■ **DATASET EXTRACT**:
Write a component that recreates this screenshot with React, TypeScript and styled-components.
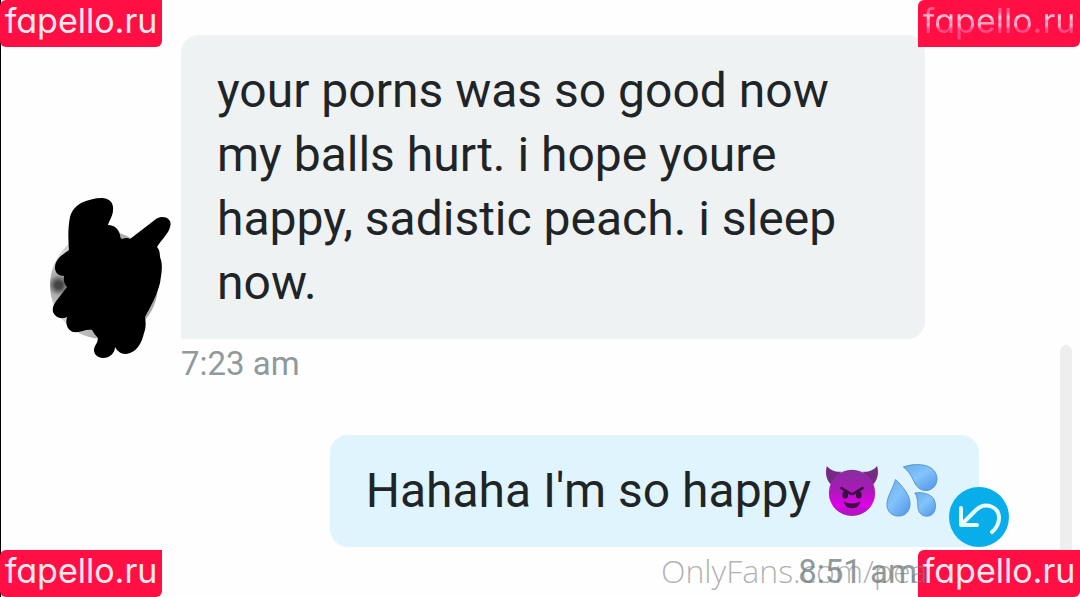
import React from 'react';
import styled, { createGlobalStyle, css } from 'styled-components';

const GlobalStyle = createGlobalStyle`
  *, *::before, *::after { box-sizing: border-box; }
  body {
    margin: 0;
    background: #fefefe;
    font-family: Roboto, 'Liberation Sans', sans-serif;
  }
`;

const Page = styled.main`
  position: relative;
  min-height: 100vh;
  padding: 35px 101px 0 49px;
  border-left: 1px solid #000;
`;

const Thread = styled.div`
  display: flex;
  flex-direction: column;
  gap: 46px;
`;

const IncomingRow = styled.article`
  display: grid;
  grid-template-columns: 112px minmax(0, 744px);
  column-gap: 19px;
`;

const OutgoingRow = styled.article`
  display: flex;
  flex-direction: column;
  align-items: flex-end;
`;

const Avatar = styled.div`
  position: relative;
  align-self: end;
  width: 108px;
  height: 108px;
  border-radius: 50%;
  background: radial-gradient(circle at 8% 50%, #444 0 3%, #aaa 9%, #ddd 24%, #aaa 60%);
`;

const Scribble = styled.svg`
  position: absolute;
  left: -2px;
  top: -35px;
`;

const Bubble = styled.div<{ $own?: boolean }>`
  position: relative;
  padding: ${(p) => (p.$own ? '24px 40px 24px 36px' : '24px 36px')};
  color: #1f2427;
  font-size: 48px;
  line-height: 64px;
  background: ${(p) => (p.$own ? '#e0f4fe' : '#eef2f3')};
  border-radius: ${(p) => (p.$own ? '18px 18px 0 18px' : '18px 18px 18px 0')};
`;

const Message = styled.p`
  display: flex;
  align-items: center;
  margin: 0;
`;

const Emoji = styled.svg`
  flex: none;
  width: 54px;
  height: 54px;
  margin-left: 6px;
  &:first-of-type { margin-left: 14px; }
`;

const Time = styled.time<{ $own?: boolean }>`
  color: #8f9a9b;
  font-size: 33px;
  line-height: 50px;
  ${(p) => (p.$own ? css`margin-right: 62px;` : css`grid-column: 2;`)}
`;

const ReplyButton = styled.button`
  position: absolute;
  right: -30px;
  bottom: 0;
  width: 60px;
  height: 60px;
  padding: 0;
  border: 0;
  border-radius: 50%;
  background: #08aeea;
  color: #e8fbff;
  svg { display: block; }
`;

const ScrollThumb = styled.div`
  position: absolute;
  top: 345px;
  right: 8px;
  bottom: 0;
  width: 12px;
  border-radius: 6px 6px 0 0;
  background: #eeeeee;
`;

const Badge = styled.a<{ $v: 'top' | 'bottom'; $h: 'left' | 'right'; $faded?: boolean }>`
  position: absolute;
  ${(p) => p.$v}: 0;
  ${(p) => p.$h}: ${(p) => (p.$h === 'left' ? '-1px' : '0')};
  width: 162px;
  height: 47px;
  border-radius: ${(p) => (p.$h === 'left' ? '6px 0 6px 6px' : '6px 0 6px 0')};
  background: #ff0f44;
  color: #ffe9ef;
  font-family: Inter, 'Liberation Sans', sans-serif;
  font-feature-settings: 'cv11';
  font-size: 34px;
  line-height: 42px;
  text-align: center;
  text-decoration: none;
  white-space: nowrap;
  span {
    ${(p) =>
      p.$faded &&
      css`
        color: transparent;
        background: linear-gradient(#ff5a8c 12px, #ffd5e2 17px, #ff8fb2 22px, #ffc0d2 25px, #ff4a84 29px);
        background-clip: text;
        -webkit-background-clip: text;
      `}
  }
`;

const Watermark = styled.div`
  position: absolute;
  left: 660px;
  bottom: 4px;
  color: rgba(125, 125, 125, 0.6);
  font-family: 'Open Sans', 'Noto Sans', sans-serif;
  font-weight: 300;
  font-size: 32px;
  line-height: 44px;
  white-space: nowrap;
`;

function DevilEmoji() {
  return (
    <Emoji viewBox="0 0 56 56" role="img" aria-label="smiling face with horns">
      <defs>
        <linearGradient id="devil" x1="0" y1="0" x2="0" y2="1">
          <stop offset="0" stopColor="#84309a" />
          <stop offset="0.45" stopColor="#ad18bb" />
          <stop offset="0.75" stopColor="#e000e8" />
          <stop offset="1" stopColor="#a51bb5" />
        </linearGradient>
      </defs>
      <path d="M2 2C7 8 12 8 17 8L6 21C1 16 0 8 2 2ZM54 2C49 8 44 8 39 8L50 21C55 16 56 8 54 2Z" fill="#752b82" />
      <circle cx="28" cy="30" r="24" fill="url(#devil)" />
      <path d="M17 25L27 31M39 25L29 31" stroke="#391141" strokeWidth="2.5" strokeLinecap="round" />
      <ellipse cx="21" cy="32" rx="3" ry="4" fill="#391141" />
      <ellipse cx="35" cy="32" rx="3" ry="4" fill="#391141" />
      <path d="M19 39Q28 43 37 39Q35 46 28 46Q21 46 19 39Z" fill="#391141" />
    </Emoji>
  );
}

function DropletsEmoji() {
  return (
    <Emoji viewBox="0 0 56 56" role="img" aria-label="sweat droplets">
      <defs>
        <linearGradient id="drop" x1="0" y1="0" x2="0.8" y2="1">
          <stop offset="0" stopColor="#64aee8" />
          <stop offset="0.5" stopColor="#84c3fb" />
          <stop offset="1" stopColor="#559be9" />
        </linearGradient>
      </defs>
      <g fill="url(#drop)" stroke="#5695cf" strokeWidth="1">
        <path d="M19 3C31-1 44 0 50 6C56 12 55 22 48 26C41 30 33 26 30 18C27 11 24 7 19 3Z" />
        <path d="M11 16C18 23 26 32 26 41C26 49 21 54 14 54C7 54 2 49 2 42C2 34 8 26 11 16Z" />
        <path d="M31 30C39 29 48 31 51 37C54 44 52 53 45 54C38 55 34 50 34 43C34 37 33 33 31 30Z" />
      </g>
    </Emoji>
  );
}

export default function App() {
  return (
    <>
      <GlobalStyle />
      <Page>
        <Thread>
          <IncomingRow>
            <Avatar>
              <Scribble width="124" height="164" viewBox="0 0 124 164" aria-hidden="true">
                <path d="M54 2C61 2 66 7 65 14C65 20 61 25 60 29C66 29 71 33 72 39Q72 42 74 43Q79 41 82 43L108 23C116 18 125 23 122 31C121 37 114 43 109 51C113 55 111 60 113 64C115 71 113 80 112 87C109 99 103 110 97 121C98 127 98 132 96 137C94 146 90 154 82 157C76 159 71 158 67 151C67 157 62 162 55 162C48 162 44 156 47 150Q50 146 50 142Q46 138 44 134C37 133 33 137 25 136C20 134 17 129 19 121C13 124 7 121 5 116C4 111 6 108 9 104L19 91Q15 87 16 80C11 80 7 77 7 72C7 63 14 59 21 54C20 43 20 31 22 21C24 14 28 10 33 7C39 4 47 2 54 2Z" />
              </Scribble>
            </Avatar>
            <Bubble>
              <Message>your porns was so good now my balls hurt. i hope youre happy, sadistic peach. i sleep now.</Message>
            </Bubble>
            <Time>7:23 am</Time>
          </IncomingRow>
          <OutgoingRow>
            <Bubble $own>
              <Message>
                Hahaha I'm so happy
                <DevilEmoji />
                <DropletsEmoji />
              </Message>
              <ReplyButton type="button" aria-label="Reply">
                <svg width="60" height="60" viewBox="0 0 60 60" fill="none" stroke="currentColor" strokeWidth="4" strokeLinecap="round" strokeLinejoin="round">
                  <path d="M12 21V38H28M13 37L27 23C37 14 50 20 50 31Q50 39 43 45" />
                </svg>
              </ReplyButton>
            </Bubble>
            <Time $own>8:51 am</Time>
          </OutgoingRow>
        </Thread>
        <ScrollThumb />
        <Badge href="#" $v="top" $h="left"><span>fapello.ru</span></Badge>
        <Badge href="#" $v="top" $h="right" $faded><span>fapello.ru</span></Badge>
        <Badge href="#" $v="bottom" $h="left"><span>fapello.ru</span></Badge>
        <Badge href="#" $v="bottom" $h="right"><span>fapello.ru</span></Badge>
        <Watermark>OnlyFans.com/pea</Watermark>
      </Page>
    </>
  );
}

■ **AIM OF THE EXERCISE**:
Which lines include the word "with"? List them all.

■ **TASK ANSWER**:
Write a component that recreates this screenshot with React, TypeScript and styled-components.
    <Emoji viewBox="0 0 56 56" role="img" aria-label="smiling face with horns">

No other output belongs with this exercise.